• [Required work] Where a line contains the word "React", copy that line in full.

• [Available data]
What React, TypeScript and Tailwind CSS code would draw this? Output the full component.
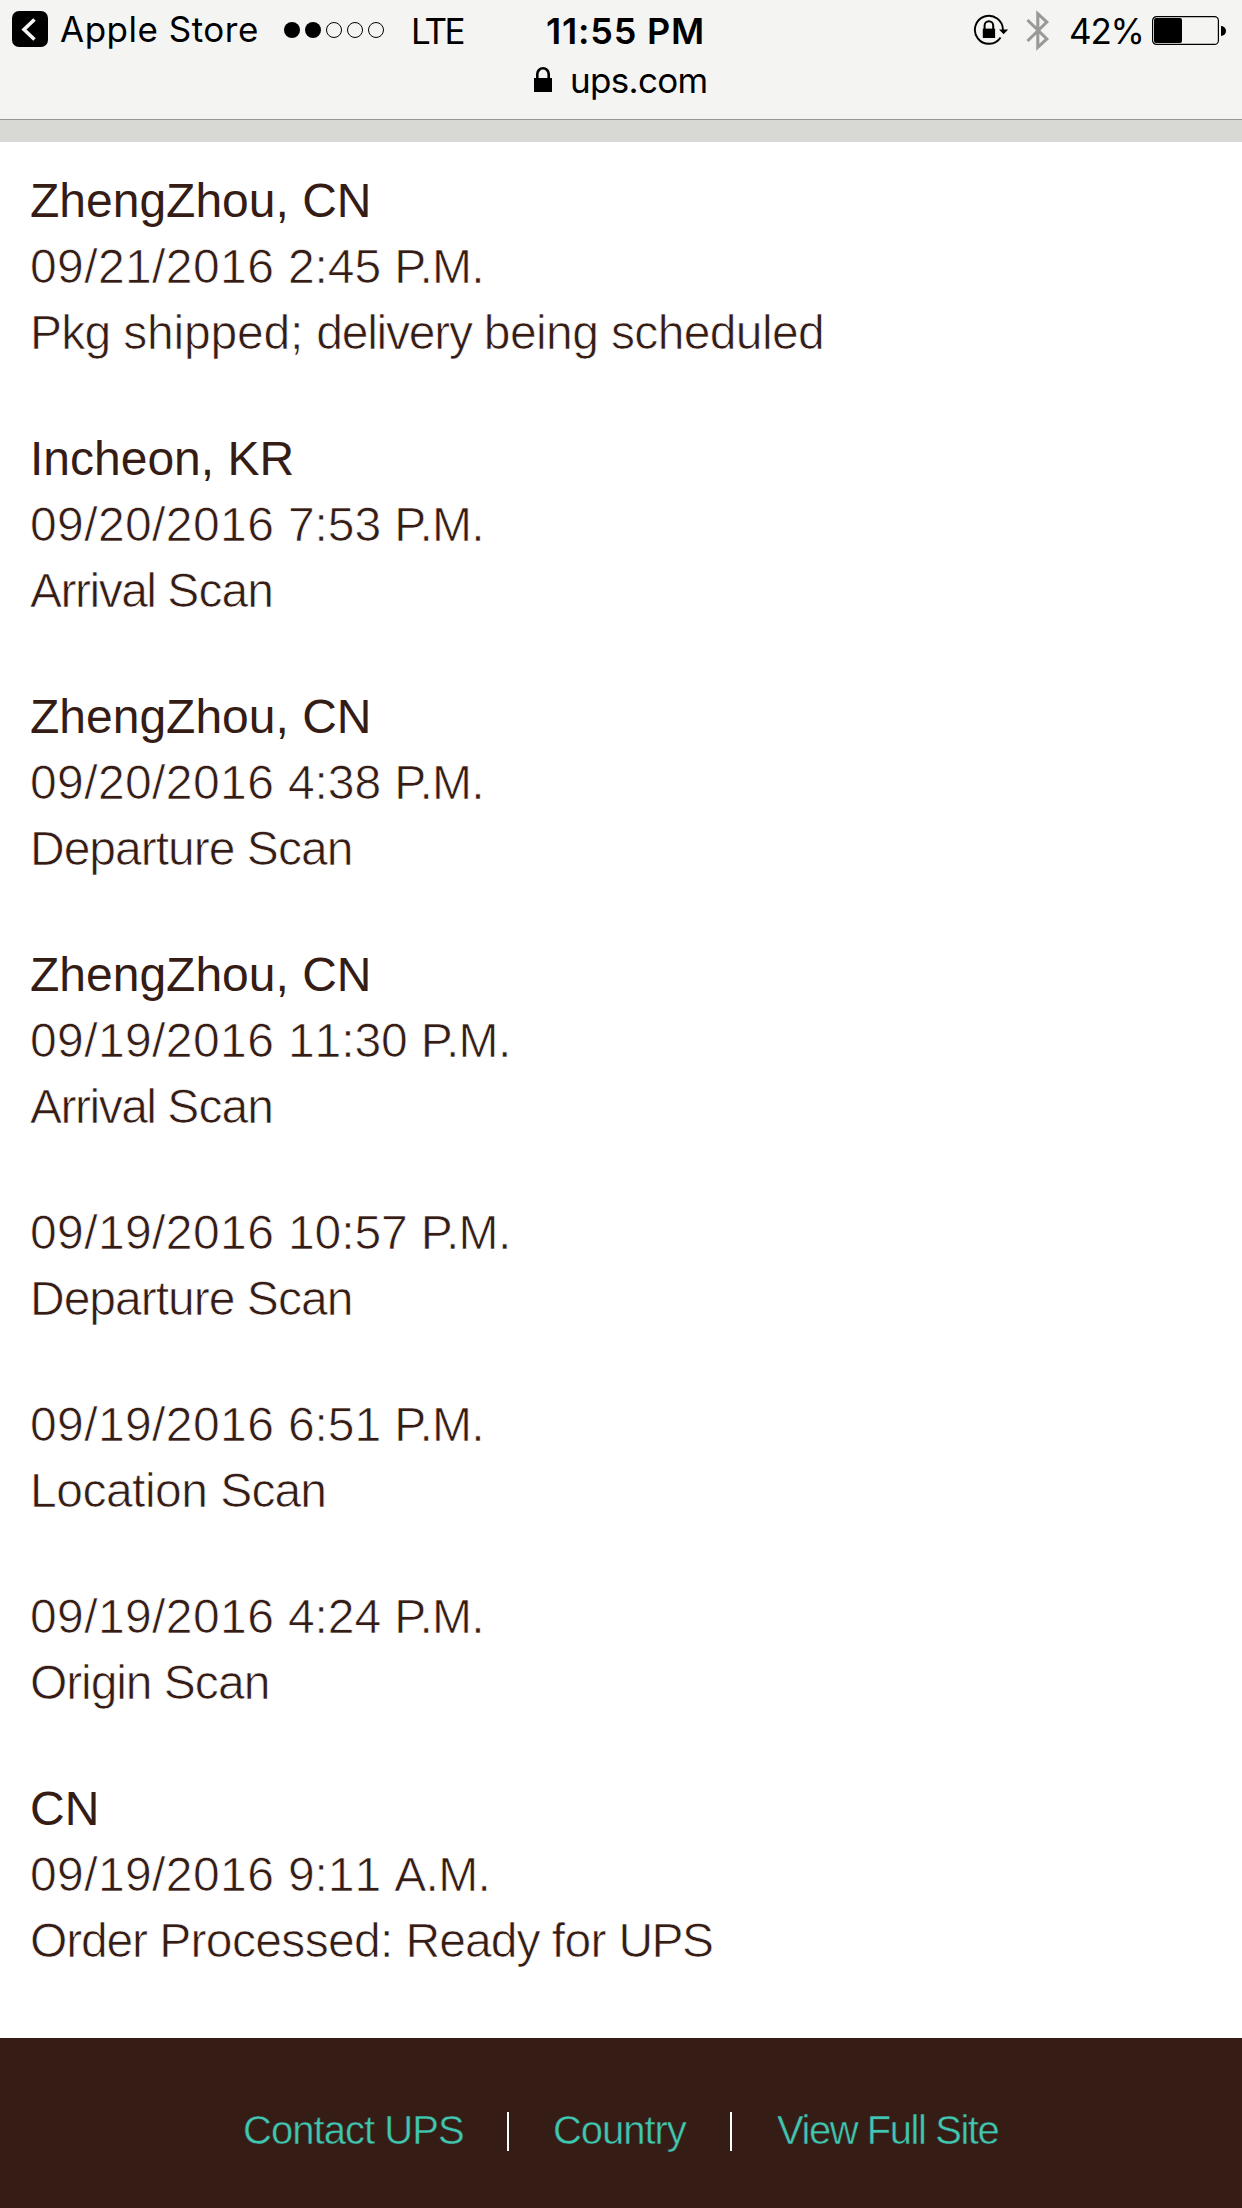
import React from "react";

const scans = [
  {
    place: "ZhengZhou, CN",
    date: "09/21/2016 2:45 P.M.",
    status: "Pkg shipped; delivery being scheduled",
  },
  { place: "Incheon, KR", date: "09/20/2016 7:53 P.M.", status: "Arrival Scan" },
  { place: "ZhengZhou, CN", date: "09/20/2016 4:38 P.M.", status: "Departure Scan" },
  { place: "ZhengZhou, CN", date: "09/19/2016 11:30 P.M.", status: "Arrival Scan" },
  { date: "09/19/2016 10:57 P.M.", status: "Departure Scan" },
  { date: "09/19/2016 6:51 P.M.", status: "Location Scan" },
  { date: "09/19/2016 4:24 P.M.", status: "Origin Scan" },
  {
    place: "CN",
    date: "09/19/2016 9:11 A.M.",
    status: "Order Processed: Ready for UPS",
  },
];

const tracking: Record<string, string> = {
  Pkg: "tracking-[-0.7px]",
  "shipped;": "tracking-[-0.2px]",
  delivery: "tracking-[-1.25px]",
  being: "tracking-[-0.6px]",
  scheduled: "tracking-[-0.65px]",
  Arrival: "tracking-[-1.5px]",
  Departure: "tracking-[-1px]",
  Location: "tracking-[-0.5px]",
  Origin: "tracking-[-1.1px]",
  Scan: "tracking-[-0.9px]",
  Order: "tracking-[-1.15px]",
  "Processed:": "tracking-[-0.65px]",
  Ready: "tracking-[-0.95px]",
  for: "tracking-[-0.7px]",
  UPS: "tracking-[-1.6px]",
};

function StatusBar() {
  return (
    <div className="flex h-[62px] items-start text-[35px] leading-[60px] whitespace-nowrap text-black">
      <svg className="mt-[11px] ml-3 h-9 w-9 shrink-0" viewBox="0 0 36 36">
        <rect width="36" height="36" rx="7" />
        <path d="M22.5 8.5 L12 18.5 L22.5 28.5" fill="none" stroke="#f4f4f3" strokeWidth="3.6" />
      </svg>
      <span className="ml-[12px] w-[224px] leading-[58px] tracking-[0.5px]">Apple Store</span>
      <svg className="mt-[22px] h-4 w-[101px] shrink-0" viewBox="0 0 101 16">
        <circle cx="8" cy="8" r="8" />
        <circle cx="29" cy="8" r="8" />
        <circle cx="50" cy="8" r="7.5" fill="none" stroke="black" />
        <circle cx="71" cy="8" r="7.5" fill="none" stroke="black" />
        <circle cx="92" cy="8" r="7.5" fill="none" stroke="black" />
      </svg>
      <span className="ml-[26px] w-[135px] pt-px tracking-[-2.8px]">LTE</span>
      <span className="w-[427px] pt-px text-[36px] font-semibold tracking-[0.8px]">11:55 PM</span>
      <svg className="mt-[14px] h-8 w-9 shrink-0" viewBox="0 0 36 32">
        <path
          d="M27.6 23.5 A14 14 0 1 1 29.9 16"
          fill="none"
          stroke="black"
          strokeWidth="1.9"
        />
        <path d="M26 15.4 H35.2 L30.6 20.2 Z" />
        <path d="M11.6 15 V11.6 a4.3 4.3 0 0 1 8.6 0 V15" fill="none" stroke="black" strokeWidth="2" />
        <rect x="9.8" y="14.6" width="12.3" height="9.4" />
      </svg>
      <svg className="mt-[10px] ml-[17px] h-[42px] w-6 shrink-0" viewBox="0 0 24 42">
        <path
          d="M1.5 10 L20.8 29 L11.8 37.3 V3.7 L20.8 12 L1.5 31"
          fill="none"
          stroke="#999"
          strokeWidth="3.1"
        />
      </svg>
      <span className="ml-[19px] w-[83px] pt-px tracking-[-1.2px]">42%</span>
      <svg className="mt-4 h-[29px] w-[74px] shrink-0" viewBox="0 0 74 29">
        <rect x="0.6" y="0.6" width="65.8" height="27.8" rx="4" fill="none" stroke="black" strokeWidth="1.2" />
        <rect x="2" y="2" width="28" height="25" rx="2" />
        <path d="M69 10 A5 5 0 0 1 69 20 Z" />
      </svg>
    </div>
  );
}

function AddressBar() {
  return (
    <div className="flex h-[57px] items-start text-[35px] leading-[37px] text-black">
      <svg className="mt-[5px] ml-[534px] h-[25px] w-[18px]" viewBox="0 0 18 25">
        <path d="M3.3 12 V7 a5.7 5.7 0 0 1 11.4 0 V12" fill="none" stroke="black" strokeWidth="2.6" />
        <rect y="11" width="18" height="14" />
      </svg>
      <span className="ml-[18px] tracking-[-0.7px]">ups.com</span>
    </div>
  );
}

function Scan({ place, date, status }: { place?: string; date: string; status: string }) {
  const [day, time, meridiem] = date.split(" ");
  return (
    <div className="whitespace-nowrap">
      {place && <h2>{place}</h2>}
      <p className="[-webkit-text-stroke:0.7px_white]">
        <span className="tracking-[0.4px]">{day} </span>
        <span className="tracking-[-0.1px] [font-kerning:none]">{time} </span>
        <span className="tracking-[-0.7px]">{meridiem}</span>
      </p>
      <p className="[-webkit-text-stroke:0.7px_white]">
        {status.split(" ").map((word) => (
          <span key={word} className={tracking[word]}>
            {word}{" "}
          </span>
        ))}
      </p>
    </div>
  );
}

function Footer() {
  return (
    <footer className="flex h-[170px] items-start bg-[#351c15] pt-[74px] pl-[243px] text-[40px] leading-[37px] whitespace-nowrap text-[#40c6b1] [-webkit-text-stroke:0.5px_#351c15]">
      <a className="w-[264px] tracking-[-0.95px]">Contact UPS</a>
      <span className="h-[39px] w-[2px] bg-white" />
      <a className="ml-[44px] w-[177px] tracking-[-1.05px]">Country</a>
      <span className="h-[39px] w-[2px] bg-white" />
      <a className="ml-[45px] tracking-[-1.45px]">View Full Site</a>
    </footer>
  );
}

function App() {
  return (
    <div className="h-[2208px] w-[1242px] overflow-hidden bg-white">
      <header className="h-[120px] border-b border-[#979797] bg-[#f4f4f3] font-['Inter',sans-serif]">
        <StatusBar />
        <AddressBar />
      </header>
      <div className="h-[22px] bg-[#d8d9d4]" />
      <div className="font-['Liberation_Sans',sans-serif]">
        <main className="flex h-[1896px] flex-col gap-[60px] pt-[26px] pl-[30px] text-[48px] leading-[66px] text-[#351c15]">
          {scans.map((scan) => (
            <Scan key={scan.date} {...scan} />
          ))}
        </main>
        <Footer />
      </div>
    </div>
  );
}

export default App;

• [Task output]
What React, TypeScript and Tailwind CSS code would draw this? Output the full component.
import React from "react";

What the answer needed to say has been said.